In brief

In this, the latest in our series of lockdown reflections by our network of observers, Relate’s Director of Services, Ben Collins, reflects on what lockdown has taught us about power within service delivery. 

Another busy week in lock down – feeling tired, picking up that others are too. One of the real tonics to that have been a couple of conversations I’ve been involved in this week reflecting on some of the learning so far from lockdown. These were conversations convened through the lens of civil society and technology, pulled together respectively by colleagues at the Better Way project and a piece of work supported by the National Lottery Community Fund. There seems to be an emerging consensus that we have seen much more collaboration. Just the mix of inspiring and fascinating people on the calls bears testimony to that. 

But another of the themes which seems to be emerging and the one I wanted to focus on here is centred around the notion of power – specifically how our lockdown world has caused it to shift. I work for an organisation which focuses on relationship support. One of the main ways we do that is via counselling.

As a counselling organisation, we have something to say about power in relationships. It’s almost always a feature of the issues clients bring to their session – helping people to understand it is a key ingredient in change.

We spend considerable time and effort trying to work through what to do when we witness abuse of power. And we know there are many complexities around power in people seeking help and support – or at least receiving it – in the first place. The Covid lockdown has dialled up all of these. 

But the shift in power during lockdown is more subtle and in many ways bigger for us an organisation. When you come to counselling, you are encouraged to enter into a type of “contract” – this is irrespective of the payment mechanism. This contract emerges from an initial discussion and is an explicit commitment to work on a set of issues – what you will need to bring to the process, and what the practitioner will bring.

What lockdown has done is highlight some of the implicit associations with that commitment.

Pre-lockdown, clients would come to a counselling room arranged by us. Considerable effort went into making that place private, free from intrusion, and safe. We had control of the conversation – we could see who was involved, there were clear markers – the time in the waiting room before hand, the knowledge that people left the appointment and would have some sort of journey home. We make some attempt to manage the record for the session – the principle of no recording, being able to see if someone were physically taking notes themselves. When you deliver services via webcam you don’t have any of that. You have to work with the client to create those, and rely on them to do it. The implicit terms of the contract have shifted. 

Which leads to the second, more subtle and perhaps more fundamental shift in power – who is bringing what expertise to the room?

As the “service provider” we bring a set of skills which will enable two people to stop, take a step back, think about themselves and the other person, then re-engage in a different way to create a changed relationship. This set of skills is a mixture of techniques to manage that conversation – complicated by the fact it is two people – and an awareness and insight into the range of issues which come up in relationships. This latter is a key part of the “normalising” often so important in the process. Strangely perhaps, at points of stress, we take comfort in knowing we are no different from millions of others. Having the credibility and authority to say this is a key part of our offer. The skill is in knowing how to align the presenting issue to those experiences common to so many others. By laying out our stall in this way, we both claim “expert” status, but also, and crucially, we are afforded it. 

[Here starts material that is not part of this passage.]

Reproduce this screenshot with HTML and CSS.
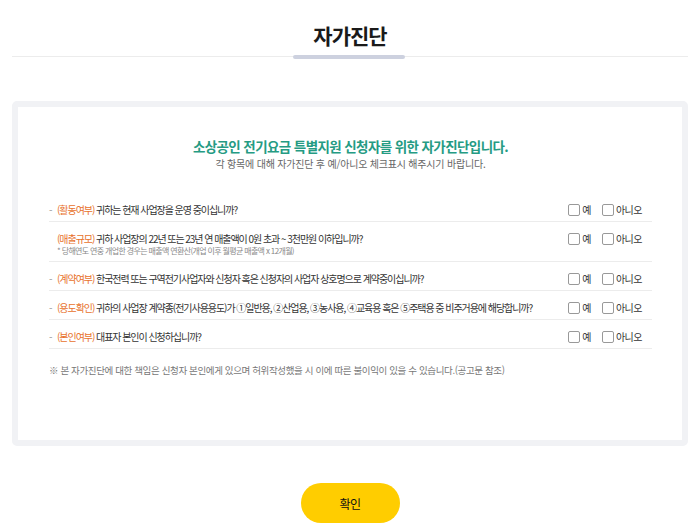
FILE: index.html
```html
<!DOCTYPE html>
<html lang="ko">
<head>
<meta charset="utf-8">
<title>자가진단</title>
<link rel="stylesheet" href="styles.css">
</head>
<body>
<div class="page">
  <header class="page-head">
    <h1 class="page-title">자가진단</h1>
  </header>

  <section class="card">
    <div class="card-inner">
      <h2 class="intro-title">소상공인 전기요금 특별지원 신청자를 위한 자가진단입니다.</h2>
      <p class="intro-sub">각 항목에 대해 자가진단 후 예/아니오 체크표시 해주시기 바랍니다.</p>

      <ul class="q-list">
        <li class="q-row">
          <div class="q-text"><span class="dash">-</span><span class="tag">(활동여부)</span> 귀하는 현재 사업장을 운영 중이십니까?</div>
          <div class="q-opts">
            <label class="opt"><input type="checkbox" class="chk"><span>예</span></label>
            <label class="opt"><input type="checkbox" class="chk"><span>아니오</span></label>
          </div>
        </li>
        <li class="q-row">
          <div class="q-text"><span class="dash blank"></span><span class="tag">(매출규모)</span> 귀하 사업장의 22년 또는 23년 연 매출액이 0원 초과 ~ 3천만원 이하입니까?
            <span class="q-note">* 당해연도 연중 개업한 경우는 매출액 연환산(개업 이후 월평균 매출액 x 12개월)</span>
          </div>
          <div class="q-opts">
            <label class="opt"><input type="checkbox" class="chk"><span>예</span></label>
            <label class="opt"><input type="checkbox" class="chk"><span>아니오</span></label>
          </div>
        </li>
        <li class="q-row">
          <div class="q-text"><span class="dash">-</span><span class="tag">(계약여부)</span> 한국전력 또는 구역전기사업자와 신청자 혹은 신청자의 사업자 상호명으로 계약중이십니까?</div>
          <div class="q-opts">
            <label class="opt"><input type="checkbox" class="chk"><span>예</span></label>
            <label class="opt"><input type="checkbox" class="chk"><span>아니오</span></label>
          </div>
        </li>
        <li class="q-row">
          <div class="q-text"><span class="dash">-</span><span class="tag">(용도확인)</span> 귀하의 사업장 계약종(전기사용용도)가 ①일반용, ②산업용, ③농사용, ④교육용 혹은 ⑤주택용 중 비주거용에 해당합니까?</div>
          <div class="q-opts">
            <label class="opt"><input type="checkbox" class="chk"><span>예</span></label>
            <label class="opt"><input type="checkbox" class="chk"><span>아니오</span></label>
          </div>
        </li>
        <li class="q-row">
          <div class="q-text"><span class="dash">-</span><span class="tag">(본인여부)</span> 대표자 본인이 신청하십니까?</div>
          <div class="q-opts">
            <label class="opt"><input type="checkbox" class="chk"><span>예</span></label>
            <label class="opt"><input type="checkbox" class="chk"><span>아니오</span></label>
          </div>
        </li>
      </ul>

      <p class="disclaimer">※ 본 자가진단에 대한 책임은 신청자 본인에게 있으며 허위작성했을 시 이에 따른 불이익이 있을 수 있습니다.(공고문 참조)</p>
    </div>
  </section>

  <div class="actions">
    <button type="button" class="btn-confirm">확인</button>
  </div>
</div>
</body>
</html>
```

FILE: styles.css
```css
* { box-sizing: border-box; }

html, body {
  margin: 0;
  padding: 0;
  background: #ffffff;
}

body {
  font-family: "Noto Sans CJK KR", "Noto Sans", sans-serif;
  color: #222;
}

.page {
  padding: 0 12px;
}

.page-head {
  position: relative;
  padding: 20px 0 6px;
  border-bottom: 1px solid #ececec;
  text-align: center;
}

.page-head::after {
  content: "";
  position: absolute;
  left: 50%;
  bottom: -3px;
  width: 112px;
  margin-left: -57px;
  height: 4px;
  border-radius: 2px;
  background: #cdd1df;
}

.page-title {
  margin: 0;
  font-size: 21px;
  line-height: 30px;
  font-weight: 700;
  letter-spacing: -1px;
  color: #1a1a1a;
}

.card {
  margin-top: 44px;
  border: 6px solid #f1f2f5;
  border-radius: 5px;
  background: #fff;
}

.card-inner {
  padding: 30px 30px 64px 31px;
}

.intro-title {
  margin: 0;
  text-align: center;
  font-size: 13.5px;
  line-height: 18px;
  font-weight: 700;
  letter-spacing: -0.6px;
  color: #259b83;
}

.intro-sub {
  margin: 2px 0 0;
  text-align: center;
  font-size: 10px;
  line-height: 14px;
  letter-spacing: -0.2px;
  color: #666;
}

.q-list {
  list-style: none;
  margin: 22px 0 0;
  padding: 0;
}

.q-row {
  display: flex;
  align-items: flex-start;
  justify-content: space-between;
  padding: 10px 10px 5px 0;
  border-bottom: 1px solid #ececec;
}

.q-text {
  font-size: 10px;
  line-height: 13px;
  letter-spacing: -1.05px;
  color: #333;
}

.dash {
  display: inline-block;
  width: 8px;
  color: #999;
}

.tag {
  color: #e8722c;
}

.q-note {
  display: block;
  padding-left: 8px;
  font-size: 8px;
  line-height: 11px;
  letter-spacing: -0.65px;
  color: #888;
}

.q-opts {
  display: flex;
  gap: 11px;
  flex-shrink: 0;
}

.opt {
  display: flex;
  align-items: center;
  gap: 2px;
  font-size: 10px;
  line-height: 13px;
  letter-spacing: -0.5px;
  color: #333;
}

.chk {
  appearance: none;
  -webkit-appearance: none;
  margin: 0;
  width: 12px;
  height: 12px;
  border: 1px solid #999;
  border-radius: 2px;
  background: #fff;
}

.disclaimer {
  margin: 15px 0 0;
  font-size: 9.5px;
  line-height: 12px;
  letter-spacing: -0.37px;
  color: #777;
}

.actions {
  display: flex;
  justify-content: center;
  margin-top: 37px;
}

.btn-confirm {
  width: 99px;
  height: 40px;
  border: none;
  border-radius: 20px;
  background: #ffcd00;
  font-family: inherit;
  font-size: 12px;
  letter-spacing: -0.5px;
  color: #111;
}
```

So what does the client bring then? This is the exciting bit. The client brings themselves. They bring an amazing array of experiences, of behaviours, of beliefs. And they have lived alongside others with an equally amazing but crucially different array of experiences, behaviours and beliefs.

They already know about navigating the complexities of relationships. They already know that they aren’t the only ones. It’s just sometimes they need reminding. 

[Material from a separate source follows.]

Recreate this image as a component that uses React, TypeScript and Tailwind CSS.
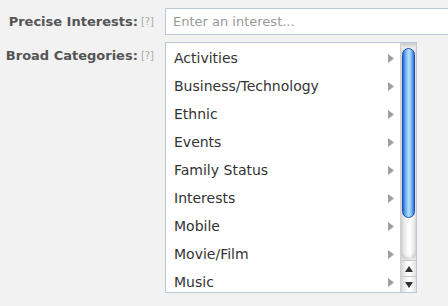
import React from "react";

const items = [
  "Activities",
  "Business/Technology",
  "Ethnic",
  "Events",
  "Family Status",
  "Interests",
  "Mobile",
  "Movie/Film",
  "Music",
];

function Arrow() {
  return (
    <svg width="6" height="9" viewBox="0 0 6 9" className="shrink-0">
      <path d="M0 0 L6 4.5 L0 9 Z" fill="#a0a0a0" />
    </svg>
  );
}

export default function App() {
  return (
    <div
      className="w-[448px] h-[306px] bg-[#f2f2f2] overflow-hidden relative"
      style={{ fontFamily: '"Lucida Grande", "DejaVu Sans", sans-serif' }}
    >
      <div className="flex items-start pt-[8px]">
        <div className="w-[165px] shrink-0 flex justify-end items-center h-[27px] pr-[11px]">
          <span className="text-[13px] font-bold text-[#555]">Precise Interests:</span>
          <span className="text-[10px] text-[#aaa] ml-[3px]">[?]</span>
        </div>
        <div className="flex-1 h-[27px] bg-white border border-[#bdc7d8] flex items-center pl-[7px] -mr-[10px]">
          <span className="text-[13px] text-[#999]">Enter an interest...</span>
        </div>
      </div>
      <div className="flex items-start pt-[7px]">
        <div className="w-[165px] shrink-0 flex justify-end items-center h-[27px] pr-[11px]">
          <span className="text-[13px] font-bold text-[#555]">Broad Categories:</span>
          <span className="text-[10px] text-[#aaa] ml-[3px]">[?]</span>
        </div>
        <div className="w-[252px] h-[251px] bg-white border border-[#bdc7d8] flex overflow-hidden">
          <div className="flex-1 flex flex-col pt-[1px] overflow-hidden">
            {items.map((it) => (
              <div key={it} className="h-[28px] shrink-0 flex items-center justify-between pl-[8px] pr-[6px]">
                <span className="text-[14px] text-[#333]">{it}</span>
                <Arrow />
              </div>
            ))}
          </div>
          <div className="w-[16px] shrink-0 flex flex-col border-l border-[#d0d0d0] bg-[linear-gradient(to_right,#d8d8d8,#f8f8f8_40%,#ffffff_60%,#e0e0e0)]">
            <div className="h-[5px] bg-[linear-gradient(to_bottom,#c8c8c8,#eeeeee)]" />
            <div className="h-[170px] mx-[1px] rounded-[7px] border border-[#1e4fb0] bg-[linear-gradient(to_right,#2a68d8,#7fbff5_30%,#b8e0ff_55%,#6fb3f0_80%,#2a68d8)]" />
            <div className="flex-1 rounded-b-[7px] shadow-[inset_0_-3px_3px_rgba(0,0,0,0.12)]" />
            <div className="h-[16px] flex items-center justify-center border-t border-[#c8c8c8]">
              <svg width="8" height="6" viewBox="0 0 8 6"><path d="M4 0 L8 6 L0 6 Z" fill="#333" /></svg>
            </div>
            <div className="h-[16px] flex items-center justify-center border-t border-[#c8c8c8]">
              <svg width="8" height="6" viewBox="0 0 8 6"><path d="M0 0 L8 0 L4 6 Z" fill="#333" /></svg>
            </div>
          </div>
        </div>
      </div>
    </div>
  );
}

What the client and us as the provider jointly bring is the space and the time in which this process can happen. 

So what might be the wider lessons for all of this? Well, in part we don’t know yet, and that’s the point of these conversations. It is certainly important in thinking through what do we do next.

Once lockdown restrictions are eased, do we just go back to way we used to do things? Surely we can structure our services to be more flexible – keeping the new services alongside the old ones? Clients can have more choice.

But perhaps the simpler but more powerful message is to take a step back and challenge the assumptions implicit and complicit in the way we deliver services. To solve a problem, you need objectivity, you need insight, you need some skills and techniques. But have we become perhaps a little lazy in who we ask and crucially allow to bring those?

In our efforts to define services, in our efforts to define our own roles, in our efforts to affirm those two things – a two way process often driven by money and funding – do we miss the opportunity to give power by being more explicit in what we both bring to the process?